Manda Jo raises many points, but I have to disagree with the majority of them.
First, I have to question on what basis you have decided that teachers are not equipped to know how to teach the book. Surveys, extensive interviews, collected data, or your own opinion based on being a student? If your args are true that teachers can’t teach this book, one wonders if they can teach any book.
Second, a basically forgotten book by Melville (who is also widely censored as a racist, because of passages in Moby Dick) doesn’t seem to me to be an adaquate substitute for what is often called the most important book in American literature, and one that virtually ALL of my international students have read because they thought it was important in understanding America. Do we really need to continue to know less about ourselves than others do?
Third, if the teachers do have a hard time teaching it, there are programs that discuss how to make the book work. Most states require continual education for teachers; one who wished to use the book would be likely to take such a class if they felt they had gaps in their knowledge or abilities.
Fourth, many teachers currently ascribe to “reader response” theory, which does not ask for empathizing with the main character unless that is the reader’s choice.

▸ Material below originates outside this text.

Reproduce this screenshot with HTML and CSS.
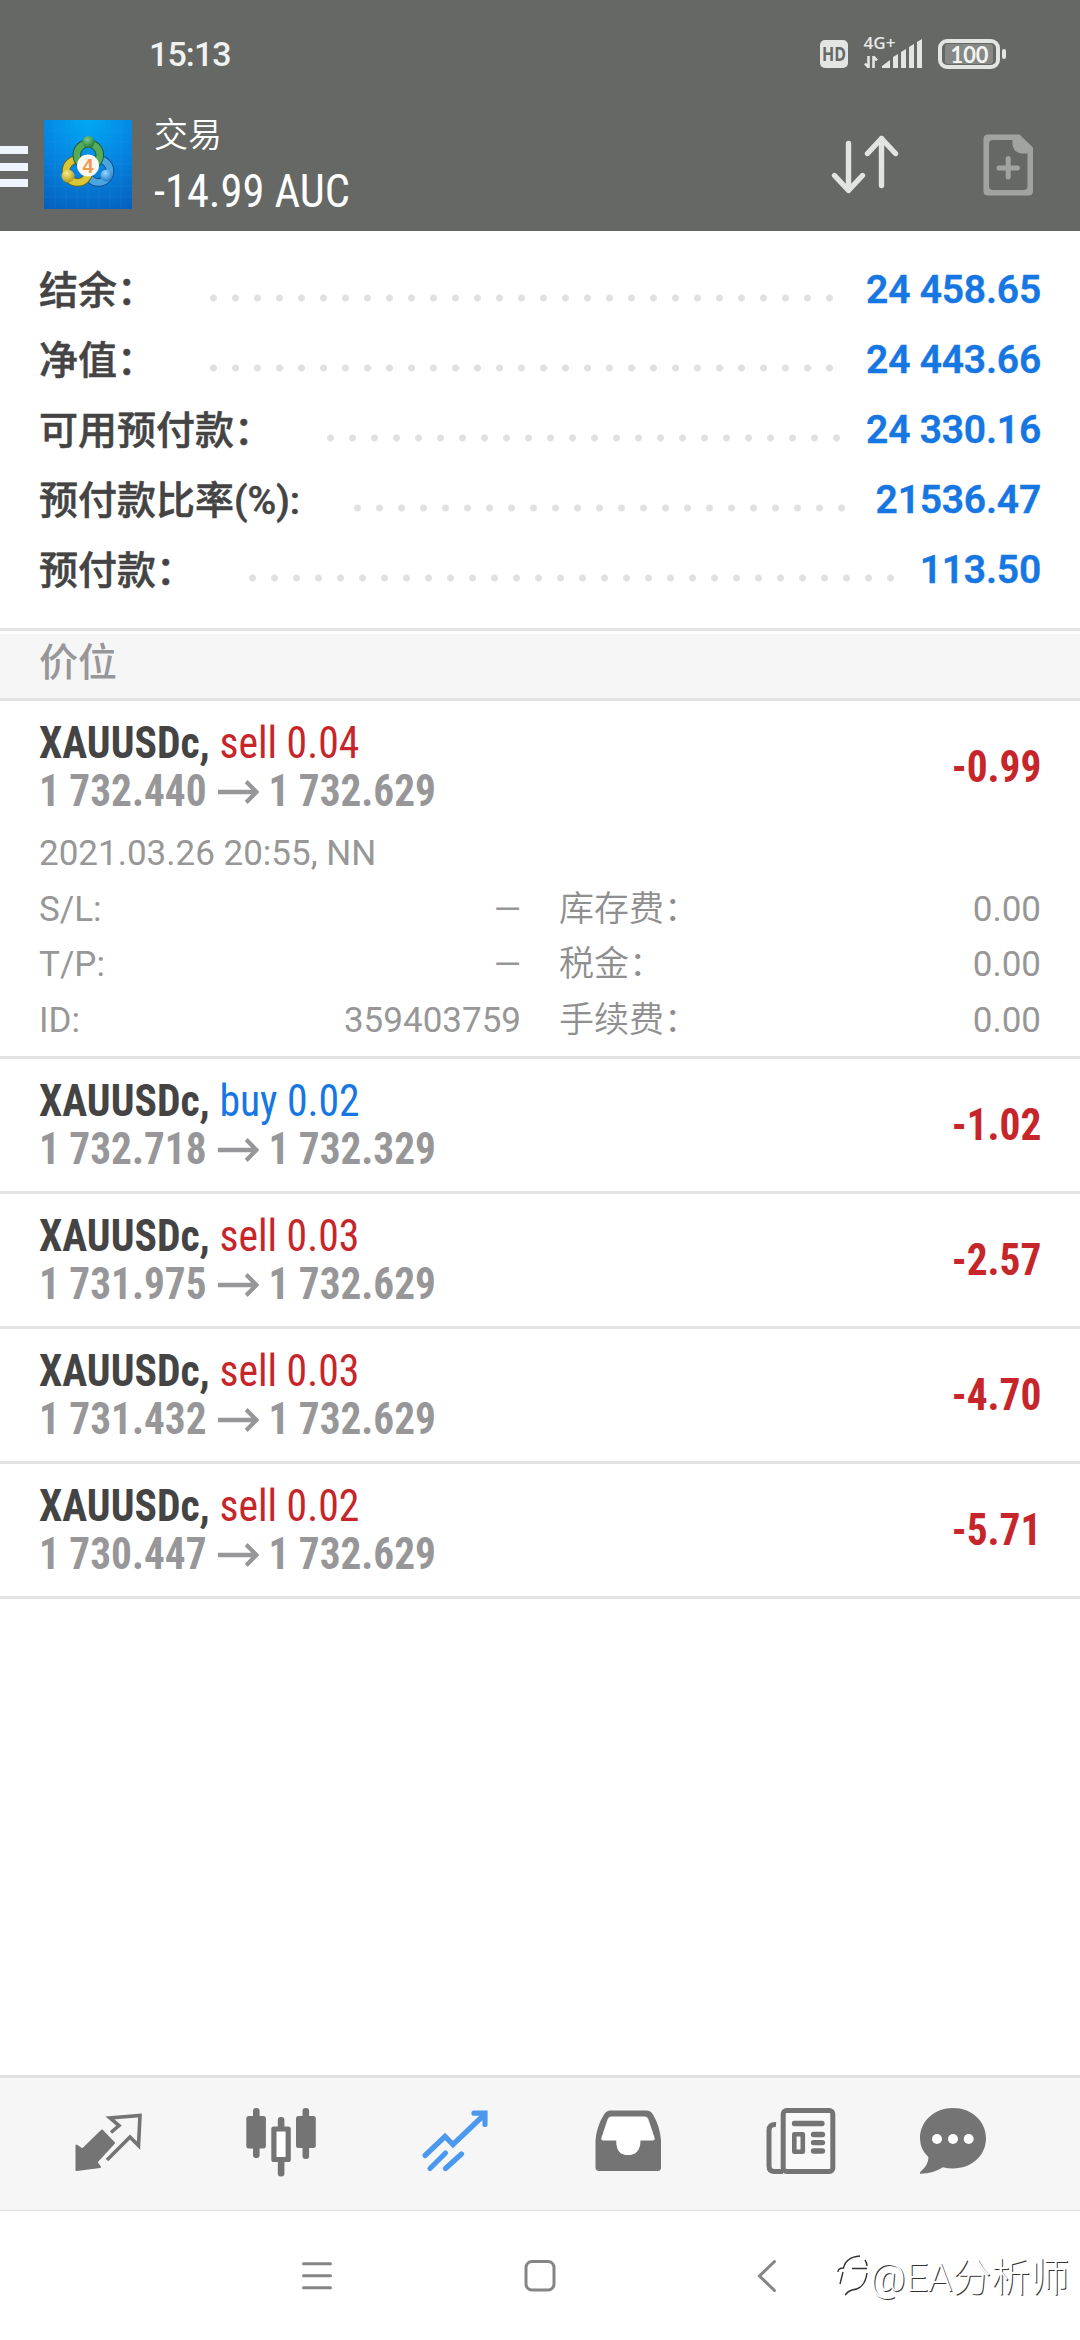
FILE: index.html
```html
<!DOCTYPE html>
<html lang="zh-CN">
<head>
<meta charset="utf-8">
<title>交易</title>
<link rel="stylesheet" href="styles.css">
</head>
<body>
<svg class="defs" width="0" height="0">
  <symbol id="arrow" viewBox="0 0 42 24">
    <path d="M0 12.5H40M29 2.5l10.5 10L29 22.5" fill="none" stroke="currentColor" stroke-width="4.2"/>
  </symbol>
</svg>
<div class="screen">
  <header class="header">
    <div class="status">
      <span class="clock">15:13</span>
      <svg class="status-icons" viewBox="816 32 196 44" width="196" height="44">
        <rect x="820" y="40" width="28" height="28" rx="5" fill="#e2e5e2"/>
        <text x="834" y="61" class="hd" text-anchor="middle" textLength="24" lengthAdjust="spacingAndGlyphs">HD</text>
        <text x="863.5" y="49.3" class="net" textLength="32" lengthAdjust="spacingAndGlyphs">4G+</text>
        <path d="M868.5 56v12M868.5 67.5l-3.5-4M873.5 68v-12M873.5 56.500l3.500 4" stroke="#e2e5e2" stroke-width="2.6" fill="none"/>
        <path d="M882 68v-2l8-6v8zM893 68V57l5-3v14zM901 68V52l5-3v19zM909 68V47l5-3v24zM917 68V42l5-3v29z" fill="#e2e5e2"/>
        <rect x="945" y="44" width="48" height="20" rx="3" fill="#868886"/>
        <rect x="940" y="41" width="58" height="26" rx="7" fill="none" stroke="#e2e5e2" stroke-width="4"/>
        <rect x="1002" y="49" width="4" height="10" rx="2" fill="#e2e5e2"/>
        <text x="969.500" y="62.500" class="batt" text-anchor="middle" textLength="38" lengthAdjust="spacingAndGlyphs">100</text>
      </svg>
    </div>
    <div class="appbar">
      <div class="burger"><i></i><i></i><i></i></div>
      <svg class="logo" viewBox="0 0 88 89" width="88" height="89">
        <defs>
          <radialGradient id="bg" cx=".5" cy="0" r="1.1"><stop offset="0" stop-color="#00a9f2"/><stop offset=".5" stop-color="#0585e0"/><stop offset="1" stop-color="#0560bd"/></radialGradient>
          <radialGradient id="gr" cx=".4" cy=".3" r=".7"><stop offset="0" stop-color="#7fca86"/><stop offset="1" stop-color="#1f7d38"/></radialGradient>
          <radialGradient id="ye" cx=".4" cy=".3" r=".7"><stop offset="0" stop-color="#f8ee8e"/><stop offset="1" stop-color="#b59a12"/></radialGradient>
          <radialGradient id="bl" cx=".4" cy=".3" r=".7"><stop offset="0" stop-color="#9ad8ff"/><stop offset="1" stop-color="#1f7cc8"/></radialGradient>
        </defs>
        <rect width="88" height="89" fill="url(#bg)"/>
        <path d="M11 0v89M22 0v89M33 0v89M44 0v89M55 0v89M66 0v89M77 0v89M0 11h88M0 22h88M0 33h88M0 44h88M0 55h88M0 66h88M0 77h88" stroke="#3fb0f5" stroke-opacity=".12"/>
        <circle cx="54.500" cy="51" r="11.500" fill="none" stroke="#134f8c" stroke-width="8.500"/>
        <circle cx="54.500" cy="51" r="11.500" fill="none" stroke="#4ba5e0" stroke-width="6.500"/>
        <circle cx="33.500" cy="51" r="11.500" fill="none" stroke="#5e6a22" stroke-width="8.500"/>
        <circle cx="33.500" cy="51" r="11.500" fill="none" stroke="#d9c636" stroke-width="6.500"/>
        <circle cx="44.300" cy="35" r="11.500" fill="none" stroke="#1d5c40" stroke-width="8.500"/>
        <circle cx="44.300" cy="35" r="11.500" fill="none" stroke="#56ab58" stroke-width="6.500"/>
        <circle cx="44.500" cy="22" r="6" fill="url(#gr)"/>
        <circle cx="24" cy="56" r="6.500" fill="url(#ye)"/>
        <circle cx="62.500" cy="55.500" r="6" fill="url(#bl)"/>
        <circle cx="44" cy="45.500" r="11" fill="#fbf8f3"/>
        <text x="44" y="52.500" text-anchor="middle" class="four">4</text>
      </svg>
      <div class="heading">
        <div class="title">交易</div>
        <div class="balance cond">-14.99 AUC</div>
      </div>
      <svg class="sort" viewBox="830 130 70 66" width="70" height="66">
        <path d="M848.500 143.500V190M834.500 175.500l14 15 14-15M881.500 185.500V138.500M867.500 153.500l14-15 14 15" fill="none" stroke="#e2e4e1" stroke-width="5.400" stroke-linecap="round" stroke-linejoin="round"/>
      </svg>
      <svg class="neworder" viewBox="980 130 56 68" width="56" height="68">
        <path fill-rule="evenodd" d="M988 134.500h31.500L1033 147.500V191q0 4.500-4.500 4.500H988q-4.500 0-4.500-4.500V139q0-4.500 4.500-4.500zM993 140q-4 0-4 4v42q0 4 4 4h30.500q4 0 4-4v-32.500h-6q-8-1-9-9v-4.500z" fill="#a0a3a0"/>
        <path d="M999 168h18.500M1008.200 158.500v18.500" stroke="#a0a3a0" stroke-width="5" stroke-linecap="round"/>
      </svg>
    </div>
  </header>

  <section class="summary">
    <div class="sum-row"><span class="label">结余：</span><i class="dots"></i><span class="amount">24 458.65</span></div>
    <div class="sum-row"><span class="label">净值：</span><i class="dots"></i><span class="amount">24 443.66</span></div>
    <div class="sum-row"><span class="label">可用预付款：</span><i class="dots"></i><span class="amount">24 330.16</span></div>
    <div class="sum-row"><span class="label">预付款比率(%):</span><i class="dots"></i><span class="amount">21536.47</span></div>
    <div class="sum-row"><span class="label">预付款：</span><i class="dots"></i><span class="amount">113.50</span></div>
  </section>
  <h2 class="section-title">价位</h2>

  <main class="positions">
    <article class="position">
      <div class="head">
        <div class="info">
          <div class="line cond"><b>XAUUSDc,</b> <span class="sell">sell 0.04</span></div>
          <div class="line prices cond"><span>1 732.440</span><svg class="to"><use href="#arrow"/></svg><span>1 732.629</span></div>
        </div>
        <div class="profit cond">-0.99</div>
      </div>
      <div class="details">
        <div class="date">2021.03.26 20:55, NN</div>
        <div class="grid">
          <div class="kv"><span>S/L:</span><span>—</span></div><div class="kv"><span class="cjk">库存费：</span><span>0.00</span></div>
          <div class="kv"><span>T/P:</span><span>—</span></div><div class="kv"><span class="cjk">税金：</span><span>0.00</span></div>
          <div class="kv"><span>ID:</span><span>359403759</span></div><div class="kv"><span class="cjk">手续费：</span><span>0.00</span></div>
        </div>
      </div>
    </article>
    <article class="position">
      <div class="head">
        <div class="info">
          <div class="line cond"><b>XAUUSDc,</b> <span class="buy">buy 0.02</span></div>
          <div class="line prices cond"><span>1 732.718</span><svg class="to"><use href="#arrow"/></svg><span>1 732.329</span></div>
        </div>
        <div class="profit cond">-1.02</div>
      </div>
    </article>
    <article class="position">
      <div class="head">
        <div class="info">
          <div class="line cond"><b>XAUUSDc,</b> <span class="sell">sell 0.03</span></div>
          <div class="line prices cond"><span>1 731.975</span><svg class="to"><use href="#arrow"/></svg><span>1 732.629</span></div>
        </div>
        <div class="profit cond">-2.57</div>
      </div>
    </article>
    <article class="position">
      <div class="head">
        <div class="info">
          <div class="line cond"><b>XAUUSDc,</b> <span class="sell">sell 0.03</span></div>
          <div class="line prices cond"><span>1 731.432</span><svg class="to"><use href="#arrow"/></svg><span>1 732.629</span></div>
        </div>
        <div class="profit cond">-4.70</div>
      </div>
    </article>
    <article class="position">
      <div class="head">
        <div class="info">
          <div class="line cond"><b>XAUUSDc,</b> <span class="sell">sell 0.02</span></div>
          <div class="line prices cond"><span>1 730.447</span><svg class="to"><use href="#arrow"/></svg><span>1 732.629</span></div>
        </div>
        <div class="profit cond">-5.71</div>
      </div>
    </article>
  </main>

  <nav class="tabs">
    <svg class="tab" viewBox="68 44 80 80">
      <path d="M76.500 85.500l6 4L102 70.500l12 12.500-17.500 19 3.500 5-23.500 3z" fill="#747474" stroke="#747474" stroke-width="2" stroke-linejoin="round"/>
      <path d="M111 72.500l8-7-9-7.500 30-2.500-1.500 30-8.500-8.500-23 23" fill="none" stroke="#747474" stroke-width="3.600"/>
    </svg>
    <svg class="tab" viewBox="241 44 80 80" fill="#747474">
      <rect x="246.300" y="56" width="19.600" height="32.500" rx="2.500"/><rect x="253" y="48" width="6.600" height="50" rx="3"/>
      <rect x="296" y="56" width="19.800" height="32" rx="2.500"/><rect x="302.500" y="48" width="6.600" height="51" rx="3"/>
      <rect x="277.800" y="57" width="6.600" height="13" rx="3"/><rect x="277.800" y="98" width="6.600" height="18.500" rx="3"/>
      <rect x="273.900" y="69" width="14.300" height="30.500" fill="#fff" stroke="#747474" stroke-width="5.200" stroke-linejoin="round"/>
    </svg>
    <svg class="tab" viewBox="414 44 80 80">
      <path d="M424 95.500L444 76.500l8 8L484 54M473 53.200h11V64.500M429 108.500l15.500-15.500M444.500 108.500l16-14.500" fill="none" stroke="#4b99ee" stroke-width="5.200" stroke-linecap="round"/>
    </svg>
    <svg class="tab" viewBox="587.500 44 80 80">
      <path d="M610 55.500h35l12 25.500h-59z" fill="#fff"/>
      <path fill-rule="evenodd" d="M610 50.500h36q4 0 6.500 4 7 12 8 26v27q0 3.500-3.500 3.500h-58q-4 0-4-3.500v-27q1-14 8.500-26 2.500-4 6.500-4zM611 56.500q-3 0-4 3l-6 18q-1 3 2 3h13q0 14.500 11.500 14.500T639 80.500h13q3 0 2-3l-6-18q-1-3-4-3z" fill="#747474"/>
      <path d="M615 80h25q0 15-12.500 15T616 80z" fill="#fff"/>
    </svg>
    <svg class="tab" viewBox="761 44 80 80">
      <path d="M776 64.500q-7-.5-7 6V106q0 5.500 5.500 5.500H783" fill="none" stroke="#747474" stroke-width="5"/>
      <rect x="783.200" y="50.600" width="49.600" height="60.800" rx="3.500" fill="#f9f9f9" stroke="#747474" stroke-width="5"/>
      <rect x="794.300" y="74.300" width="8.500" height="17.400" fill="none" stroke="#747474" stroke-width="4.600" stroke-linejoin="round"/>
      <path d="M794.500 63.500h27.500M813.500 74.500h9M813.500 82.600h9M813.500 91h9" stroke="#747474" stroke-width="5.300" stroke-linecap="round"/>
    </svg>
    <svg class="tab last" viewBox="913 44 80 80">
      <path d="M953 48c18.500 0 33 13 33 30.300S971.500 108.500 953 108.500q-5 0-10-1.300-10 6.300-22 6.500-2 0-.500-2 8-7 8-14.500-8.500-8-8.500-19C920 61 934.500 48 953 48z" fill="#747474"/>
      <circle cx="937" cy="79" r="5" fill="#fff"/><circle cx="953" cy="79" r="5" fill="#fff"/><circle cx="968.700" cy="79" r="5" fill="#fff"/>
    </svg>
  </nav>

  <footer class="sysnav">
    <svg class="sys menu" viewBox="0 0 34 34"><path d="M3.500 4.700h27M3.500 16.800h27M3.500 28.800h27" stroke="#858585" stroke-width="3" stroke-linecap="round"/></svg>
    <svg class="sys home" viewBox="0 0 34 34"><rect x="3" y="2.500" width="28" height="28.500" rx="6" fill="none" stroke="#858585" stroke-width="3"/></svg>
    <svg class="sys back" viewBox="0 0 34 34"><path d="M24.500 2.500L9.500 17l15 14.500" fill="none" stroke="#858585" stroke-width="3" stroke-linecap="round"/></svg>
    <div class="watermark">
      <svg width="34" height="44" viewBox="0 0 34 44"><path d="M2 20q0-4 5.500-4Q10 5 24 4M7 20L4 32M16 16.500h15M29 8q2 3 2 6M31 21q-2 16-15 17-4 1-7 5" fill="none" stroke="#333" stroke-width="1.400"/></svg>
      <span>@EA分析师</span>
    </div>
  </footer>
</div>
</body>
</html>
```

FILE: styles.css
```css
* { box-sizing: border-box; }
body { margin: 0; background: #fff; font-family: Roboto, "Noto Sans CJK SC", sans-serif; }
.defs { display: block; position: absolute; }
.screen { width: 1080px; height: 2340px; display: flex; flex-direction: column; overflow: hidden; }
.cond { font-family: "Roboto Condensed", Roboto, "Noto Sans CJK SC", sans-serif; font-stretch: 75%; }

.header { height: 231px; background: #666865; color: #fff; }
.status { height: 108px; display: flex; align-items: center; justify-content: space-between; padding: 0 68px 0 149px; }
.clock { font-size: 34px; font-weight: 500; color: #f0f2f0; letter-spacing: -0.9px; }
.hd { font: 700 19px "Open Sans", sans-serif; fill: #666865; }
.net { font: 600 16px "Open Sans", sans-serif; fill: #e8eae8; }
.batt { font: 700 23px Lato, sans-serif; fill: #f2f4f2; }
.four { font: 700 20px "Liberation Sans", sans-serif; fill: #f09a50; }
.appbar { display: flex; height: 123px; }
.burger { width: 28px; padding-top: 38px; display: flex; flex-direction: column; gap: 8.600px; }
.burger i { height: 8px; background: #eef5fd; }
.logo { margin: 12px 0 0 16px; }
.heading { flex: 1; padding: 6px 0 0 22px; }
.title { font-size: 34px; line-height: 42px; font-weight: 350; }
.balance { margin-top: 8px; font-size: 47px; line-height: 54px; white-space: nowrap; transform: scaleX(.945); transform-origin: left; }
.sort { margin: 22px 80px 0 0; }
.neworder { margin: 22px 44px 0 0; }

.summary { height: 400px; padding: 24px 39px 0 39px; border-bottom: 3px solid #e3e3e3; }
.sum-row { height: 70px; display: flex; align-items: center; font-size: 39px; }
.label { color: #444; font-weight: 500; white-space: nowrap; padding-bottom: 6px; -webkit-text-stroke: .5px #444; }
.dots { flex: 1; height: 8px; margin: 15px 22.500px 0 54px; background: radial-gradient(circle at 3.500px 4px, #e0e0e0 3px, transparent 4px) 0 0 / 22px 8px repeat-x; }
.amount { color: #1677e2; font-weight: 600; white-space: nowrap; letter-spacing: -.2px; -webkit-text-stroke: .4px #1677e2; }
.section-title { margin: 3px 0 0; height: 67px; padding: 0 39px; background: #f6f6f6; border-bottom: 3px solid #e3e3e3; color: #979799; font-size: 39px; line-height: 58px; font-weight: 500; }

.positions { flex: 1; }
.position { border-bottom: 3px solid #e3e3e3; padding: 0 39px; }
.head { padding: 18px 0; display: flex; align-items: center; justify-content: space-between; }
.line { font-size: 44px; line-height: 48px; height: 48px; white-space: nowrap; color: #444; transform: scaleX(.947); transform-origin: left; }
.prices { display: flex; align-items: center; font-weight: 700; color: #979799; transform: scaleX(.938); }
.to { width: 45px; height: 25px; margin: 0 10px 0 11px; }
.sell { color: #c6262a; }
.buy { color: #1677e2; }
.profit { font-size: 44px; line-height: 48px; font-weight: 700; color: #c6262a; transform: scaleX(.94); transform-origin: right; }
.details { margin-top: -7px; padding-bottom: 8px; font-size: 35px; line-height: 55.600px; font-weight: 400; color: #979797; }
.cjk { font-weight: 350; color: #8f8f8f; }
.grid { display: grid; grid-template-columns: 1fr 1fr; column-gap: 38px; }
.kv { display: flex; justify-content: space-between; height: 55.600px; }

.tabs { height: 136px; background: #f6f6f6; border-top: 3px solid #e1e1e1; border-bottom: 1px solid #dedede; display: flex; align-items: center; gap: 93.300px; padding-left: 68px; }
.tab { width: 80px; height: 80px; flex: none; }
.tab.last { margin-left: -21.300px; }
.sysnav { height: 129px; display: flex; align-items: center; padding-left: 300px; }
.sys { width: 34px; height: 34px; flex: none; }
.home { margin-left: 189px; }
.back { margin-left: 193px; }
.watermark { display: flex; align-items: center; margin: 0 0 4px 52px; font-size: 39px; font-weight: 300; color: #fff; text-shadow: 1px 1px 0 #333; white-space: nowrap; }
```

I may be reading too much into your sig line, in which you say you are a student, but you are committing a lot of hasty generalizations about teachers, teaching, and students that do not bear out what I have found to be the case or what profs of mine who taught in public schools for many years claimed. This does not prove that you are wrong; I simply think tha many of your assertions come off as opinion without sufficient experience or support.